Esta ley pretende frenar la imposición de lenguas ajenas y liberar a los aragoneses de la imposición de hablar lo que no hablan y de sentir lo que no sienten». Así se expresó ayer la portavoz de Educación y Cultura del PP en las Cortes de Aragón, María José Ferrando, justo antes de aprobar, con los votos de su formación y los del Partido Aragonés (PAR), la nueva Ley de Lenguas.
Una Ley que no se contenta con tratar de lenguas ajenas e impuestas el aragonés y el catalán hablado en la Franja, sino que además les cambia el nombre: la primera pasa a llamarse Lengua Aragonesa Propia del Área Pirenaica y Prepirenaica (Lapapyp) y la segunda Lengua Aragonesa Propia del Área Oriental (Lapao). Junto al desnaturalizador cambio de denominación, la nueva Ley echa por tierra los pocos avances conseguidos por la anterior norma -aprobada por el PSOE y la Chunta Aragonesista (CHA)-, deja de reconocer el aragonés y el catalán como lenguas propias de Aragón y, por lo tanto, limita a una difusa voluntariedad el uso de ambas lenguas en la educación y la Administración local. Unos extremos que chocan frontalmente con la Carta Europea de las Lenguas Regionales o Minoritarias, documento que forma parte del cuerpo jurídico español desde el año 2001.
Otros avances previstos por la anterior Ley, como el Consejo Superior de Lenguas y las dos Academias de la Lengua -una para el aragonés y otra para el catalán-, también caen en saco roto, ya que se diluyen en una única Academia Aragonesa de la Lengua, cuyas funciones no quedan aclaradas para nada. Además, textualmente, la nueva norma no reconoce lenguas, sino simplemente la «existencia de modalidades lingüísticas». Una medida que ha contado con el rechazo frontal del CHA, IU y PSOE, así como de las diversas plataformas y entidades que trabajan a favor de la normalización de ambas lenguas, que ven en la nueva Ley el toque de gracia a la limitada política lingüística que se seguía hasta ahora.

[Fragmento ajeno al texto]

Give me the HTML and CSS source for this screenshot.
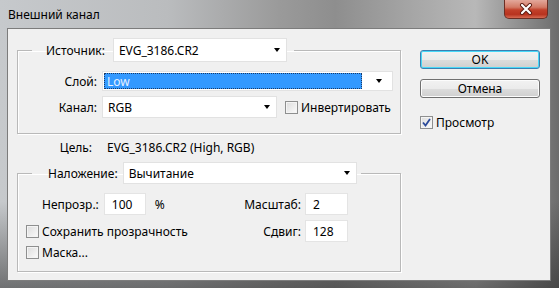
FILE: index.html
```html
<!DOCTYPE html>
<html lang="ru">
<head>
    <meta charset="utf-8">
    <title>Внешний канал</title>
    <link rel="stylesheet" href="styles.css">
</head>
<body>
    <div class="window">
        <div class="titlebar">
            <span class="title">Внешний канал</span>
            <span class="close">
                <svg width="14" height="12" viewBox="0 0 14 12">
                    <path d="M3 2 L11 10 M11 2 L3 10" stroke="#5a1a10" stroke-width="4" stroke-linecap="round"/>
                    <path d="M3 2 L11 10 M11 2 L3 10" stroke="#fff" stroke-width="2.2" stroke-linecap="round"/>
                </svg>
            </span>
        </div>

        <div class="client">
            <div class="main">
                <fieldset class="group source">
                    <legend>
                        <span class="lbl">Источник:</span>
                        <span class="select w-source">EVG_3186.CR2<i class="arrow"></i></span>
                    </legend>
                    <div class="row r-layer">
                        <span class="lbl">Слой:</span>
                        <span class="select w-layer"><span class="hl">Low</span><i class="arrow"></i></span>
                    </div>
                    <div class="row r-channel">
                        <span class="lbl">Канал:</span>
                        <span class="select w-channel">RGB<i class="arrow"></i></span>
                        <span class="check invert"><span class="box"></span>Инвертировать</span>
                    </div>
                </fieldset>

                <div class="target">
                    <span class="lbl">Цель:</span>
                    <span>EVG_3186.CR2 (High, RGB)</span>
                </div>

                <fieldset class="group blend">
                    <legend>
                        <span class="lbl">Наложение:</span>
                        <span class="select w-blend">Вычитание<i class="arrow"></i></span>
                    </legend>
                    <div class="blend-grid">
                        <div class="opacity">
                            <span>Непрозр.:</span>
                            <span class="field w-opacity">100</span>
                            <span class="pct">%</span>
                        </div>
                        <div class="num">
                            <span>Масштаб:</span>
                            <span class="field w-num">2</span>
                        </div>
                        <span class="check"><span class="box"></span>Сохранить прозрачность</span>
                        <div class="num">
                            <span>Сдвиг:</span>
                            <span class="field w-num">128</span>
                        </div>
                        <span class="check mask"><span class="box"></span>Маска...</span>
                    </div>
                </fieldset>
            </div>

            <div class="side">
                <span class="btn default">OK</span>
                <span class="btn">Отмена</span>
                <span class="check preview">
                    <span class="box">
                        <svg width="9" height="9" viewBox="0 0 9 9">
                            <path d="M1 4.5 L3.5 7.5 L8 1" fill="none" stroke="#2b4a9a" stroke-width="1.8"/>
                        </svg>
                    </span>Просмотр
                </span>
            </div>
        </div>
    </div>
</body>
</html>
```

FILE: styles.css
```css
body {
    margin: 0;
    font-family: "Noto Sans", sans-serif;
    font-size: 12px;
    color: #000;
}

.window {
    width: 559px;
    height: 288px;
    box-sizing: border-box;
    padding: 0 8px 7px 7px;
    display: flex;
    flex-direction: column;
    background:
        linear-gradient(to bottom, rgba(0, 0, 0, 0) 0%, rgba(0, 0, 0, 0) 70%, rgba(40, 40, 40, 0.55) 100%),
        linear-gradient(to right, #c6c9cc 0%, #babcbe 30%, #9a9a9a 50%, #8e8e8e 60%, #a8a8a8 75%, #b8b8b8 85%, #6c6c6c 100%);
}

.titlebar {
    height: 28px;
    display: flex;
    justify-content: space-between;
    align-items: flex-start;
}

.title {
    padding-top: 6px;
    padding-left: 1px;
}

.close {
    width: 44px;
    height: 19px;
    margin-right: 3px;
    box-sizing: border-box;
    border: 1px solid #6b2e24;
    border-top: none;
    border-radius: 0 0 5px 5px;
    background: linear-gradient(to bottom, #e3a89b 0%, #d37a66 40%, #c2402a 55%, #b8331f 80%, #d66a52 100%);
    display: flex;
    align-items: center;
    justify-content: center;
}

.client {
    flex: 1;
    display: flex;
    border: 1px solid #7c7c7c;
    background-color: #f0f0f0;
    padding: 9px 0 0 9px;
}

.main {
    width: 384px;
}

.group {
    margin: 0;
    padding: 0;
    min-width: 0;
    border: 1px solid #b9b9b9;
    box-shadow: inset 1px 1px 0 #fff, 1px 1px 0 #fff;
}

.group legend {
    display: flex;
    align-items: center;
    margin-left: 14px;
    padding: 0 7px 0 14px;
}

.blend legend {
    padding: 0 4px 0 16px;
}

.group legend .lbl {
    margin-right: 8px;
}

.blend legend .lbl {
    margin-right: 5px;
}

.select {
    box-sizing: border-box;
    display: flex;
    align-items: center;
    justify-content: space-between;
    background-color: #fff;
    border: 1px solid #e2e2e2;
    padding: 0 6px 0 5px;
}

.arrow {
    width: 0;
    height: 0;
    border-left: 3.5px solid transparent;
    border-right: 3.5px solid transparent;
    border-top: 4px solid #000;
}

.w-source {
    width: 174px;
    height: 24px;
}

.w-blend {
    width: 234px;
    height: 22px;
}

.w-layer {
    width: 291px;
    height: 20px;
    padding: 1px 10px 1px 1px;
}

.w-layer .hl {
    flex: 1;
    align-self: stretch;
    margin-right: 14px;
    background-color: #3399ff;
    color: #e6f0ff;
    outline: 1px dotted #1a3a66;
    outline-offset: -1px;
    padding-left: 3px;
    display: flex;
    align-items: center;
}

.w-channel {
    width: 175px;
    height: 22px;
}

.source .row {
    display: flex;
    align-items: center;
}

.row .lbl,
.target .lbl {
    width: 79px;
    text-align: right;
    margin-right: 5px;
}

.r-layer {
    margin-top: 9px;
}

.r-channel {
    margin-top: 5px;
    margin-bottom: 15px;
}

.check {
    display: flex;
    align-items: center;
}

.box {
    width: 13px;
    height: 13px;
    box-sizing: border-box;
    border: 1px solid #8e8f8f;
    background: linear-gradient(to bottom right, #dcdcdc, #fbfbfb);
    box-shadow: inset 0 0 0 1px #f4f4f4;
    margin-right: 3px;
    display: flex;
    align-items: center;
    justify-content: center;
}

.invert {
    margin-left: 8px;
}

.target {
    display: flex;
    align-items: center;
    height: 16px;
    margin: 5px 0 7px 0;
}

.target .lbl {
    width: 75px;
    margin-right: 15px;
}

.blend-grid {
    display: grid;
    grid-template-columns: 1fr auto;
    grid-template-rows: 22px 22px 14px;
    row-gap: 5px;
    align-items: center;
    padding: 9px 52px 10px 8px;
}

.blend-grid .mask {
    margin-top: -3px;
}

.opacity {
    display: flex;
    align-items: center;
    padding-left: 16px;
}

.opacity .field {
    margin-left: 5px;
}

.pct {
    margin-left: 9px;
}

.num {
    display: flex;
    align-items: center;
    justify-content: flex-end;
}

.field {
    box-sizing: border-box;
    height: 22px;
    background-color: #fff;
    border: 1px solid #e4e4e4;
    display: flex;
    align-items: center;
    padding-left: 7px;
}

.w-opacity {
    width: 42px;
}

.w-num {
    width: 43px;
    margin-left: 4px;
}

.side {
    display: flex;
    flex-direction: column;
    align-items: flex-start;
    margin-left: 19px;
    padding-top: 12px;
}

.btn {
    box-sizing: border-box;
    width: 120px;
    height: 19px;
    display: flex;
    align-items: center;
    justify-content: center;
    border: 1px solid #707070;
    border-radius: 3px;
    background: linear-gradient(to bottom, #f2f2f2 0%, #ebebeb 50%, #dddddd 51%, #cfcfcf 100%);
    box-shadow: inset 0 0 0 1px #fcfcfc;
}

.btn.default {
    border-color: #3c7fb1;
    box-shadow: inset 0 0 0 1px #48d8f8;
    margin-bottom: 10px;
}

.preview {
    margin-top: 16px;
}
```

Esto es así sobre todo en el caso del aragonés, lengua hablada o conocida por 11.000 aragoneses y que está incluida en la lista de la UNESCO de lenguas en peligro de extinción. Un idioma restringido durante largo tiempo a los valles pirenaicos y que con el esfuerzo de las últimas décadas empieza a extenderse poco a poco en zonas urbanas. En palabras del responsable de colla lingüística de Puyalón de Cuchas, Chuserra B., la nueva norma responde «a la obsesión de los partidos españolistas, que han intentado desde hace décadas negar la existencia y unidad de la lengua». Añade que «una lengua tiene una serie de connotaciones históricas, científicas, territoriales y sociales por las que su nombre no puede cambiarse unilateralmente de la noche a la mañana», pero advierte de que no pueden esperar nada del PP, que se dedica a ridiculizar el aragonés, llamándole «español mal hablado», «chapurriau», «patués» o asegurando que el klingorn (ficticia lengua vernácula del universo de Star Trek) tiene más hablantes.
Un nombre más para el catalán
La lengua catalana consigue, con el Lapao, un nombre más, que se suma al del valenciano y el mallorquín, impulsados por el PP de cada territorio -hasta el PP catalán y Ciutdadans han criticado el cambio de nombre-. Pero según el sociólogo Natxo Sorolla, del Matarranya (Franja de Ponent), «la cuestión se ha centrado mucho en el nombre, tapando la discusión real que se debía hacer sobre el papel del catalán en la educación, en la Administración o en otros ámbitos».
Según Sorolla, la decisión de las Cortes aragonesas «muestra la radicalización del discurso y de la política lingüística del PP de Aragón», cuyo objetivo es garantizar «un territorio monolingüe donde solo se hable el castellano», dejando el catalán y el aragonés «en una situación de desprotección absoluta». Este activista, que trabaja sobre el terreno en defensa de la lengua, explica que, según los últimos datos, la competencia de los ciudadanos de la Franja en lengua catalana es muy alta -«en torno a nueve de cada diez lo conocen»-, pero que su uso, sobre todo entre los más jóvenes decae a marchas forzadas y que ya no es la lengua en la que interactúan mayoritariamente. «Estamos en un punto de inflexión en el que sería esencial hacer cambios para proteger la lengua, pero la nueva Ley va justo en sentido contrario», explica Sorolla.